I. – The Board of Directors meets as often as the interests of the institution require, and in any event at least four times a year.
The meeting is held at the registered office of the institution or at any other place indicated in the notice convening the meeting.
Meetings of the Board of Directors may be held by videoconference under the conditions laid down in the internal rules in accordance with the third paragraph of Article L. 225-37 of the Commercial Code and the regulatory provisions adopted for its application.
Board meetings are convened at least five working days in advance by letter, telegram, fax or e-mail. It shall mention the agenda and shall be accompanied by any document enabling the directors to participate effectively in the meetings. However, meetings may be convened twenty-four hours in advance in the event of an emergency for good reason.
The Board of Directors is convened by the Chairman and Chief Executive Officer or by at least one third of its members under the conditions provided for in article 8 of the aforementioned law of 26 July 1983.
Each director may obtain the information and documents necessary for the performance of his duties.
II. – Meetings of the Board of Directors are chaired by the Chairman of the Board of Directors or, in his absence, by the oldest director representing the French State.
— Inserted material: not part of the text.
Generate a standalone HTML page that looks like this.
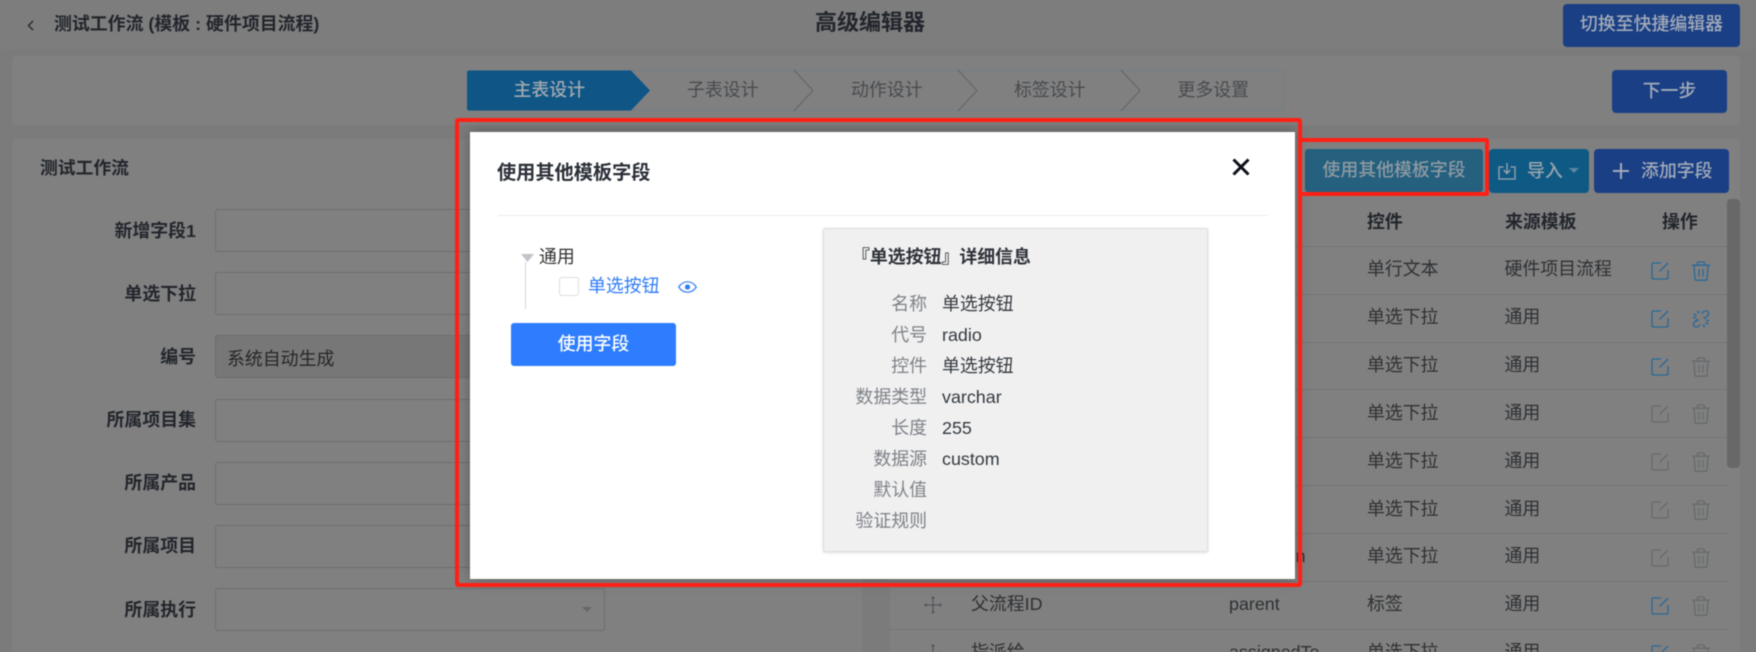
<!DOCTYPE html>
<html lang="zh">
<head>
<meta charset="utf-8">
<title>高级编辑器</title>
<style>
html,body{margin:0;padding:0;width:1756px;height:652px;overflow:hidden;background:#7b7b7b}
body{font-family:"Liberation Sans","Noto Sans CJK SC",sans-serif;position:relative}
#root{position:absolute;left:0;top:0;width:1756px;height:652px;overflow:hidden;filter:blur(.4px)}
.t{position:absolute;white-space:nowrap;line-height:24px;height:24px;font-size:17.9px;color:#2e3033}
.b{font-weight:700;color:#22262c}
.box{position:absolute;box-sizing:border-box}
.panel{position:absolute;background:#808080;border-radius:4px}
.inp{position:absolute;box-sizing:border-box;left:215px;width:390px;height:43px;border:1px solid #6d6d6d;border-radius:3px}
.btn{position:absolute;border-radius:4px}
.line{position:absolute;left:890px;width:837px;height:1px;background:#747474}
.lb{width:180px;left:16px;text-align:right}
svg.i{position:absolute;overflow:visible}
.blue{color:#28689b}
.gray{color:#666a6e}
.l{position:absolute;color:#7e8288;font-size:17.9px;line-height:24px;height:24px;left:827px;width:100px;text-align:right;white-space:nowrap}
.v{position:absolute;color:#343a40;font-size:17.9px;line-height:24px;height:24px;left:942px;white-space:nowrap}
</style>
</head>
<body>
<svg width="0" height="0" style="position:absolute">
<defs>
<symbol id="edit" viewBox="0 0 18 18"><path d="M10 1H2.200C1.500 1 1 1.500 1 2.200v13.600c0 .7.5 1.200 1.200 1.200h13.600c.7 0 1.200-.5 1.200-1.200V8M17 1 8.500 9.500" fill="none" stroke="currentColor" stroke-width="1.300"/></symbol>
<symbol id="trash" viewBox="0 0 18 20"><path d="M0 4.200h18M5.500 4V1.800C5.500 1.200 6 1 6.500 1h5c.5 0 1 .2 1 .8V4M2 4.500l1 13.700c0 .6.500 1 1 1h10c.5 0 1-.4 1-1l1-13.700M7 8v7.500M11 8v7.500" fill="none" stroke="currentColor" stroke-width="1.300"/></symbol>
<symbol id="unlink" viewBox="0 0 18 20"><path d="M9.500 4.500 12 2.500c1.200-1 2.800-.9 3.800.2s1 2.700 0 3.800L13 9.500 11.500 8M8.500 15.500 6 17.500c-1.200 1-2.800.9-3.800-.2s-1-2.700 0-3.800L5 10.500 6.500 12M5.500 1.500 6.700 4.500M1.500 5 4.500 6.300M1 8.500 4 8.500M12.500 18.500 11.300 15.500M16.500 15 13.500 13.700M17 11.500 14 11.500" fill="none" stroke="currentColor" stroke-width="1.400"/></symbol>
<symbol id="move" viewBox="0 0 18 18"><path d="M9 1v16M1 9h16" stroke="currentColor" stroke-width="1.100" fill="none"/><path d="M9 0 11 2.500H7zM9 18 11 15.500H7zM0 9 2.500 7V11zM18 9 15.500 7V11z" fill="currentColor"/></symbol>
</defs>
</svg>
<div id="root">
<!-- header -->
<div class="box" style="left:0;top:0;width:1756px;height:50px;background:#7d7d7d"></div>
<svg class="i" style="left:27px;top:20px" width="7" height="11" viewBox="0 0 7 11"><path d="M6 1 1.500 5.500 6 10" fill="none" stroke="#22262c" stroke-width="1.400"/></svg>
<div class="t b" style="left:54px;top:12px;font-size:17.900px">测试工作流 (模板 : 硬件项目流程)</div>
<div class="t b" style="left:815px;top:10px;font-size:22px;line-height:26px;height:26px">高级编辑器</div>
<div class="btn" style="left:1563px;top:4px;width:177px;height:43px;background:#1a3f85"></div>
<div class="t" style="left:1563px;width:177px;text-align:center;top:12px;color:#a3abb8;font-weight:500">切换至快捷编辑器</div>

<!-- steps panel -->
<div class="panel" style="left:12px;top:56px;width:1728px;height:69px"></div>
<div class="box" style="left:467px;top:70px;width:817px;height:41px;border:1px solid #727c86;border-radius:3px"></div>
<svg class="i" style="left:467px;top:70px" width="183" height="41" viewBox="0 0 183 41"><path d="M2 .5H164L183 20.500 164 40.500H2Q0 40.500 0 38.500V2.500Q0 .5 2 .5z" fill="#0f5585"/></svg>
<svg class="i" style="left:794px;top:70px" width="20" height="41" viewBox="0 0 20 41"><path d="M0 0 19 20.500 0 41" fill="none" stroke="#5f6468" stroke-width="1"/></svg>
<svg class="i" style="left:958px;top:70px" width="20" height="41" viewBox="0 0 20 41"><path d="M0 0 19 20.500 0 41" fill="none" stroke="#5f6468" stroke-width="1"/></svg>
<svg class="i" style="left:1121px;top:70px" width="20" height="41" viewBox="0 0 20 41"><path d="M0 0 19 20.500 0 41" fill="none" stroke="#5f6468" stroke-width="1"/></svg>
<div class="t" style="left:513.500px;top:78px;color:#a0a8b0;font-weight:500">主表设计</div>
<div class="t" style="left:687px;top:78px;color:#484b4f">子表设计</div>
<div class="t" style="left:851px;top:78px;color:#484b4f">动作设计</div>
<div class="t" style="left:1014px;top:78px;color:#484b4f">标签设计</div>
<div class="t" style="left:1177.500px;top:78px;color:#484b4f">更多设置</div>
<div class="btn" style="left:1612px;top:70px;width:115px;height:43px;background:#1a3f85"></div>
<div class="t" style="left:1612px;width:115px;text-align:center;top:79px;color:#a3abb8;font-weight:500">下一步</div>

<!-- left panel -->
<div class="panel" style="left:12px;top:139px;width:850px;height:530px"></div>
<div class="t b" style="left:40px;top:156px;font-size:17.800px">测试工作流</div>
<div class="t b lb" style="top:219px">新增字段1</div><div class="inp" style="top:209px"></div>
<div class="t b lb" style="top:282px">单选下拉</div><div class="inp" style="top:272px"></div>
<div class="t b lb" style="top:345px">编号</div><div class="inp" style="top:335px;background:#777"></div>
<div class="t" style="left:227px;top:347px;color:#262626">系统自动生成</div>
<div class="t b lb" style="top:408px">所属项目集</div><div class="inp" style="top:399px"></div>
<div class="t b lb" style="top:471px">所属产品</div><div class="inp" style="top:462px"></div>
<div class="t b lb" style="top:534px">所属项目</div><div class="inp" style="top:525px"></div>
<div class="t b lb" style="top:598px">所属执行</div><div class="inp" style="top:588px"></div>
<svg class="i" style="left:582px;top:607px" width="10" height="5" viewBox="0 0 10 5"><path d="M0 0H10L5 5z" fill="#666"/></svg>

<!-- right panel -->
<div class="panel" style="left:890px;top:139px;width:850px;height:530px"></div>
<div class="btn" style="left:1305px;top:149px;width:178px;height:43px;background:#25607f;border-radius:3px"></div>
<div class="t" style="left:1305px;width:178px;text-align:center;top:158px;color:#8e9aa2;font-weight:500">使用其他模板字段</div>
<div class="btn" style="left:1489px;top:149px;width:100px;height:44px;background:#0f5a85"></div>
<svg class="i" style="left:1498px;top:162px;color:#9aa5ad" width="18" height="18" viewBox="0 0 18 18"><path d="M5.500 5H1v12h16V5h-4.500M9 1v10M5.800 8 9 11.500 12.200 8" fill="none" stroke="currentColor" stroke-width="1.300"/></svg>
<div class="t" style="left:1527px;top:159px;color:#9aa5ad;font-weight:500">导入</div>
<svg class="i" style="left:1569px;top:168px" width="10" height="5" viewBox="0 0 10 5"><path d="M0 0H10L5 5z" fill="#5b86a3"/></svg>
<div class="btn" style="left:1594px;top:149px;width:135px;height:44px;background:#1a3f85"></div>
<svg class="i" style="left:1613px;top:163px" width="16" height="16" viewBox="0 0 16 16"><path d="M8 0V16M0 8H16" stroke="#a3abb8" stroke-width="2" fill="none"/></svg>
<div class="t" style="left:1641px;top:159px;color:#a3abb8;font-weight:500">添加字段</div>

<div class="box" style="left:1727px;top:199px;width:13px;height:269px;background:#686868;border-radius:4px"></div>
<div class="t b" style="left:1367px;top:210px">控件</div>
<div class="t b" style="left:1505px;top:210px">来源模板</div>
<div class="t b" style="left:1662px;top:210px">操作</div>
<div class="line" style="top:246px"></div><div class="line" style="top:294px"></div><div class="line" style="top:342px"></div><div class="line" style="top:389px"></div><div class="line" style="top:437px"></div><div class="line" style="top:485px"></div><div class="line" style="top:533px"></div><div class="line" style="top:581px"></div><div class="line" style="top:629px"></div>

<div class="t" style="left:1367px;top:257px">单行文本</div><div class="t" style="left:1504.500px;top:257px">硬件项目流程</div>
<div class="t" style="left:1367px;top:305px">单选下拉</div><div class="t" style="left:1504.500px;top:305px">通用</div>
<div class="t" style="left:1367px;top:353px">单选下拉</div><div class="t" style="left:1504.500px;top:353px">通用</div>
<div class="t" style="left:1367px;top:401px">单选下拉</div><div class="t" style="left:1504.500px;top:401px">通用</div>
<div class="t" style="left:1367px;top:449px">单选下拉</div><div class="t" style="left:1504.500px;top:449px">通用</div>
<div class="t" style="left:1367px;top:497px">单选下拉</div><div class="t" style="left:1504.500px;top:497px">通用</div>
<div class="t" style="left:1229px;top:544px">execution</div><div class="t" style="left:1367px;top:544px">单选下拉</div><div class="t" style="left:1504.500px;top:544px">通用</div>
<div class="t" style="left:971px;top:592px">父流程ID</div><div class="t" style="left:1229px;top:592px">parent</div><div class="t" style="left:1367px;top:592px">标签</div><div class="t" style="left:1504.500px;top:592px">通用</div>
<div class="t" style="left:971px;top:640px">指派给</div><div class="t" style="left:1229px;top:640px">assignedTo</div><div class="t" style="left:1367px;top:640px">单选下拉</div><div class="t" style="left:1504.500px;top:640px">通用</div>

<svg class="i blue" style="left:1651px;top:262px" width="18" height="18"><use href="#edit"/></svg>
<svg class="i blue" style="left:1692px;top:261px" width="18" height="20"><use href="#trash"/></svg>
<svg class="i blue" style="left:1651px;top:310px" width="18" height="18"><use href="#edit"/></svg>
<svg class="i blue" style="left:1692px;top:309px" width="18" height="20"><use href="#unlink"/></svg>
<svg class="i blue" style="left:1651px;top:358px" width="18" height="18"><use href="#edit"/></svg>
<svg class="i gray" style="left:1692px;top:357px" width="18" height="20"><use href="#trash"/></svg>
<svg class="i gray" style="left:1651px;top:405px" width="18" height="18"><use href="#edit"/></svg>
<svg class="i gray" style="left:1692px;top:404px" width="18" height="20"><use href="#trash"/></svg>
<svg class="i gray" style="left:1651px;top:453px" width="18" height="18"><use href="#edit"/></svg>
<svg class="i gray" style="left:1692px;top:452px" width="18" height="20"><use href="#trash"/></svg>
<svg class="i gray" style="left:1651px;top:501px" width="18" height="18"><use href="#edit"/></svg>
<svg class="i gray" style="left:1692px;top:500px" width="18" height="20"><use href="#trash"/></svg>
<svg class="i gray" style="left:1651px;top:549px" width="18" height="18"><use href="#edit"/></svg>
<svg class="i gray" style="left:1692px;top:548px" width="18" height="20"><use href="#trash"/></svg>
<svg class="i blue" style="left:1651px;top:597px" width="18" height="18"><use href="#edit"/></svg>
<svg class="i gray" style="left:1692px;top:596px" width="18" height="20"><use href="#trash"/></svg>
<svg class="i blue" style="left:1651px;top:645px" width="18" height="18"><use href="#edit"/></svg>
<svg class="i gray" style="left:1692px;top:644px" width="18" height="20"><use href="#trash"/></svg>
<svg class="i gray" style="left:924px;top:596px;color:#4e5257" width="18" height="18"><use href="#move"/></svg>
<svg class="i gray" style="left:924px;top:644px;color:#4e5257" width="18" height="18"><use href="#move"/></svg>

<!-- modal -->
<div class="box" style="left:470px;top:132px;width:825px;height:447px;background:#fff;box-shadow:0 0 14px rgba(0,0,0,.28)"></div>
<div class="t" style="left:497px;top:161px;font-size:19.200px;font-weight:700;color:#2b2f38;line-height:26px;height:26px">使用其他模板字段</div>
<svg class="i" style="left:1232px;top:158px" width="18" height="18" viewBox="0 0 18 18"><path d="M1.500 1.500 16.500 16.500M16.500 1.500 1.500 16.500" stroke="#0c1018" stroke-width="3" fill="none"/></svg>
<div class="box" style="left:498px;top:215px;width:770px;height:1px;background:#ececec"></div>

<svg class="i" style="left:521px;top:254px" width="13" height="8" viewBox="0 0 13 8"><path d="M0 0H13L6.500 8z" fill="#c0c4cc"/></svg>
<div class="box" style="left:525px;top:262px;width:1px;height:47px;background:#d5d5d5"></div>
<div class="t" style="left:539px;top:245px;color:#333;font-size:17.900px">通用</div>
<div class="box" style="left:559px;top:277px;width:20px;height:19px;border:1px solid #dcdcdc;border-radius:3px;background:#fff"></div>
<div class="t" style="left:588px;top:274px;color:#2f7cf6">单选按钮</div>
<svg class="i" style="left:677.500px;top:281px" width="19" height="12" viewBox="0 0 19 12"><path d="M.7 6C3 2.500 6 .8 9.500.8S16 2.500 18.300 6C16 9.500 13 11.200 9.500 11.200S3 9.500 .7 6z" fill="none" stroke="#2f7cf6" stroke-width="1.200"/><circle cx="9.500" cy="6" r="2.600" fill="#2f7cf6"/></svg>
<div class="btn" style="left:511px;top:323px;width:165px;height:43px;background:#2e7dff;border-radius:3px"></div>
<div class="t" style="left:511px;width:165px;text-align:center;top:332px;color:#fff;font-weight:500">使用字段</div>

<div class="box" style="left:823px;top:228px;width:385px;height:324px;background:#f0f0f0;border:1px solid #dedede;border-radius:2px;box-shadow:0 1px 3px rgba(0,0,0,.12)"></div>
<div class="t" style="left:852px;top:245px;font-weight:700;font-size:17.900px;color:#2f333a">『单选按钮』详细信息</div>
<div class="l" style="top:292px">名称</div><div class="v" style="top:292px">单选按钮</div>
<div class="l" style="top:323px">代号</div><div class="v" style="top:323px">radio</div>
<div class="l" style="top:354px">控件</div><div class="v" style="top:354px">单选按钮</div>
<div class="l" style="top:385px">数据类型</div><div class="v" style="top:385px">varchar</div>
<div class="l" style="top:416px">长度</div><div class="v" style="top:416px">255</div>
<div class="l" style="top:447px">数据源</div><div class="v" style="top:447px">custom</div>
<div class="l" style="top:478px">默认值</div>
<div class="l" style="top:509px">验证规则</div>

<!-- red annotations -->
<div class="box" style="left:455px;top:118px;width:847px;height:469px;border:4px solid #ff2015;border-radius:3px"></div>
<div class="box" style="left:1299px;top:138px;width:190px;height:58px;border:4px solid #ff2015;border-left:0;border-radius:0 3px 3px 0"></div>
</div>
</body>
</html>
The Board may only validly deliberate if at least half of its members are present. The internal regulations may provide that, for the purposes of calculating the quorum and majority, directors who take part in the meeting by videoconference are deemed to be present. If this quorum is not reached, the Board is reconvened with the same agenda within a maximum of ten days; it then validly deliberates regardless of the number of members present.
Members of the Board of Directors may, in the event of absence or impediment, give a proxy to another member of the Board. No member may hold more than one proxy.
Decisions are taken by a majority of the members present or represented. In the event of a tie, the Chairman of the meeting shall have the casting vote.
III. – An attendance register is kept, which is signed by the directors present at the meeting of the Board of Directors. This register also includes the names of directors participating in the meeting by videoconference.
The deliberations of the Board are recorded in minutes signed by the Chairman of the meeting and by one director or, if the Chairman is unable to attend, by two directors. Copies of, or extracts from, the minutes of Board meetings are validly certified by the Chairman and Chief Executive Officer or an authorised officer of the institution.